The Inn at Little Washington is just 70 miles from Washington, D.C., but it feels like a lifetime away. Nestled in the foot of the Shenandoah, this Forbes Travel Guide Five-Star hotel and restaurant are imbued with epicurean delights and the charm of an earlier era. In a recent move that gives the property even more of an 1850s air, The Inn added its latest lodgings, The Parsonage, bringing the total room count to 24 and offering yet another reason to plan a visit to this under-the-radar gem.
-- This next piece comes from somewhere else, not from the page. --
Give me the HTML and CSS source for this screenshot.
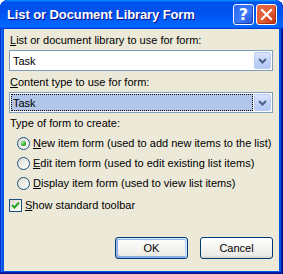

Here are five things you need to know about the glorious Victorian addition:
Embrace the grace of an earlier age
Designed in a “Downton-Abbey-meets-modern-glam style, the sage-colored Parsonage — the house gets its name because of its proximity to Trinity Episcopal Church — features accents such as a Moorish-inspired glass-enclosed conservatory; hallways patterned in William Morris tulip-print paper; and a side porch facing an enclosed garden filled with stately oak trees and views of the summer kitchen and smokehouse. While the six rooms are individually decorated with English fabrics and wallpapers, the cottage isn’t totally stuck in the last century. Bathrooms feature Waterworks tiles and fixtures, Carrara marble vanities and Bulgari amenities, and all rooms offer gratis Wi-Fi.
Pick the right room
All of the Parsonage’s accommodations are lovely, but we can’t help but suggest the junior suite for your stay. It offers a massive soaking tub overlooking the peaceful back garden. But in the event that unit is unavailable when you place your reservation, all is well – every room in the new cottage features a fireplace, and rooms at The Inn always come standard with welcome cocktails, afternoon tea, a house breakfast and valet parking.
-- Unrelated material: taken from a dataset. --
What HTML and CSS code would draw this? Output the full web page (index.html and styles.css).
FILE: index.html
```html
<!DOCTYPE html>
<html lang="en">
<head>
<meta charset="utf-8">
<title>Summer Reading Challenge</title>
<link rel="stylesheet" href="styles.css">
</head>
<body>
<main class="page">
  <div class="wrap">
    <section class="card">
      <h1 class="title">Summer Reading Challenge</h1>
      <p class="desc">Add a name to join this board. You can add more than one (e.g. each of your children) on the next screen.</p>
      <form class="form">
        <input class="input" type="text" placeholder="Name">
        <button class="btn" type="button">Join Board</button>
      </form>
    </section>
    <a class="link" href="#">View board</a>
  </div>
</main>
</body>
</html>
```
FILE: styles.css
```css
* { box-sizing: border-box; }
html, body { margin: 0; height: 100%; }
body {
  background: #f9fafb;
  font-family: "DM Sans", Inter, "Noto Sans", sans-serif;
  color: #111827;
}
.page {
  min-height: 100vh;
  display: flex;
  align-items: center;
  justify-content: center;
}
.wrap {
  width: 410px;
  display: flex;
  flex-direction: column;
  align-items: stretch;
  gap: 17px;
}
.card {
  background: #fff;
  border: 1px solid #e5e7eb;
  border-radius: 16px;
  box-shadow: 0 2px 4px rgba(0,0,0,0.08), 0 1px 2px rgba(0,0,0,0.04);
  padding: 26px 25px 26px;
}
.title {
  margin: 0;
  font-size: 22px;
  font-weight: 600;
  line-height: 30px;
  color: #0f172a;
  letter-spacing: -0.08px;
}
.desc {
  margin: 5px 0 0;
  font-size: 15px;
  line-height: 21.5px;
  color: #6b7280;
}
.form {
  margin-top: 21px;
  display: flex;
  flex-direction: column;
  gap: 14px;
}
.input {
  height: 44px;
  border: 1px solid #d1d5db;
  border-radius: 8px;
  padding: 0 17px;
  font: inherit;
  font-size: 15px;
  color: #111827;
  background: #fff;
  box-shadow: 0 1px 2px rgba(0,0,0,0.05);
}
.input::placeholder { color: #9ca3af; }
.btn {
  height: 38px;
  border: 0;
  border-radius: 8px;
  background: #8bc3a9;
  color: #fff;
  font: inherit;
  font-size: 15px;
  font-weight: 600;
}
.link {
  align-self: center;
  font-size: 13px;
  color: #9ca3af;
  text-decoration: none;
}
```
The Inn boasts a Five-Star restaurant of the same name. Book reservations for chef and property owner Patrick O’Connell’s adored establishment as far as a year in advance to find yourself among notable Washingtonians and honeymooners, birthday celebrators or anniversary-canoodling couples. Know the best part about booking an overnight stay? You’re guaranteed a spot at the dinner table – The Inn assures hotel guests that dinner reservations will be available, even on a same-day basis. Just be aware that The Inn is closed most Tuesdays, and there are extra fees for booking on Sundays, Fridays, Saturdays and any night in May or October.
Hang with the locals
Chef O’Connell donated $150,000 to the beautification of one of the town’s public areas, a former-car-park-turned-town-square with trees and period-style gas lanterns. In exchange, the town named a street after him — can you sense that he’s a rather beloved local figure? Take some time out from your visit to walk around the repurposed area and shop about town. Pop into cute stops such as Wine Loves Chocolate (try the key lime treats!) and R.H. Ballard, a home décor store and gallery where you can often discover local art as well as chic housewares.
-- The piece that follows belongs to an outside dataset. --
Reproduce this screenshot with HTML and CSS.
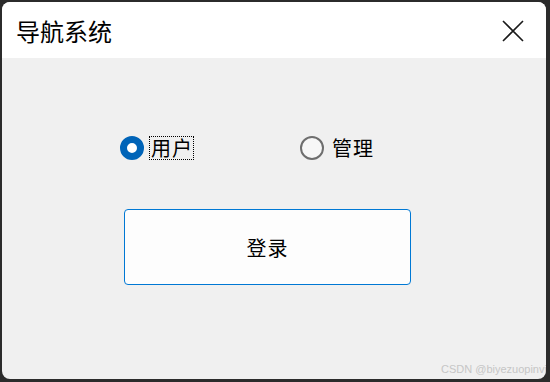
FILE: index.html
```html
<!DOCTYPE html>
<html lang="zh-CN">
<head>
    <meta charset="UTF-8">
    <meta name="viewport" content="width=device-width, initial-scale=1.0">
    <title>导航系统</title>
    <link rel="stylesheet" href="styles.css">
</head>
<body>
    <div class="window">
        <!-- Title Bar -->
        <div class="titlebar">
            <span class="title">导航系统</span>
            <button class="close" aria-label="关闭">
                <svg width="22" height="22" viewBox="0 0 22 22">
                    <path d="M1 1 L21 21 M21 1 L1 21" stroke="#1a1a1a" stroke-width="1.6" fill="none"/>
                </svg>
            </button>
        </div>

        <!-- Login Form -->
        <div class="content">
            <div class="roles">
                <label class="role">
                    <span class="radio checked"></span>
                    <span class="role-text focused">用户</span>
                </label>
                <label class="role">
                    <span class="radio"></span>
                    <span class="role-text">管理</span>
                </label>
            </div>
            <button class="login">登录</button>
            <div class="watermark">CSDN @biyezuopinvip</div>
        </div>
    </div>
</body>
</html>
```

FILE: styles.css
```css
/* General Body Styling */
body {
    margin: 0;
    width: 550px;
    height: 382px;
    background-color: #2b2b2b;
    font-family: "Noto Sans CJK SC", sans-serif;
    overflow: hidden;
}

/* Window Frame */
.window {
    position: relative;
    margin: 2px 0 0 2px;
    width: 544px;
    height: 377px;
    border-radius: 8px;
    overflow: hidden;
    background-color: #f0f0f0;
    display: flex;
    flex-direction: column;
}

/* Title Bar */
.titlebar {
    height: 56px;
    background-color: #ffffff;
    display: flex;
    align-items: center;
    justify-content: space-between;
    padding: 0 22px 0 14px;
}

.title {
    font-size: 24px;
    color: #000000;
    margin-top: 1px;
}

.close {
    background: none;
    border: none;
    padding: 0;
    width: 22px;
    height: 22px;
    display: flex;
    margin-top: 1px;
}

/* Content */
.content {
    flex: 1;
    padding: 78px 0 0 118px;
}

.roles {
    display: flex;
    height: 24px;
    align-items: center;
}

.role {
    display: flex;
    align-items: center;
    width: 180px;
    font-family: "Noto Sans CJK SC", sans-serif;
    font-size: 20px;
    color: #000000;
}

.radio {
    box-sizing: border-box;
    width: 24px;
    height: 24px;
    border-radius: 50%;
    border: 2px solid #6e6e6e;
    background-color: #f7f7f7;
    margin-right: 6px;
    flex-shrink: 0;
}

.radio.checked {
    border: 7px solid #0064b8;
    background-color: #ffffff;
}

.role-text {
    line-height: 22px;
    padding: 0 0 0 1px;
    border: 1px dotted transparent;
    letter-spacing: 1px;
}

.role-text.focused {
    border-color: #000000;
    margin-left: -1px;
}

/* Login Button */
.login {
    margin: 49px 0 0 4px;
    width: 287px;
    height: 76px;
    background-color: #fdfdfd;
    border: 1px solid #0078d4;
    border-radius: 4px;
    font-family: "Noto Sans CJK SC", sans-serif;
    font-size: 20px;
    color: #000000;
    letter-spacing: 1px;
    display: block;
}

/* Watermark */
.watermark {
    position: absolute;
    left: 439px;
    bottom: 4px;
    font-family: "Liberation Sans", Arial, sans-serif;
    font-size: 11px;
    color: #c6c6c6;
    white-space: nowrap;
}
```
Become one with nature, history and wine
One of the best reasons to stay overnight — well, besides the aforementioned dinner promise — is the local scenery. The hotel is just 12 miles from famed Skyline Drive, the National Scenic Byway where you can hike to burn off any unwanted calories. You could plan a trip to close-by Monticello or Montpelier, homes of Thomas Jefferson and James Madison, respectively. You’d also be remiss to skip a day at a local winery; dozens are within a 30-minute drive of The Inn. Close in, though, Rappahannock Cellars is a local favorite while Naked Mountain Winery & Vineyards is must-stop for a souvenir bottle — and its cheeky cork that read “Drink Naked.”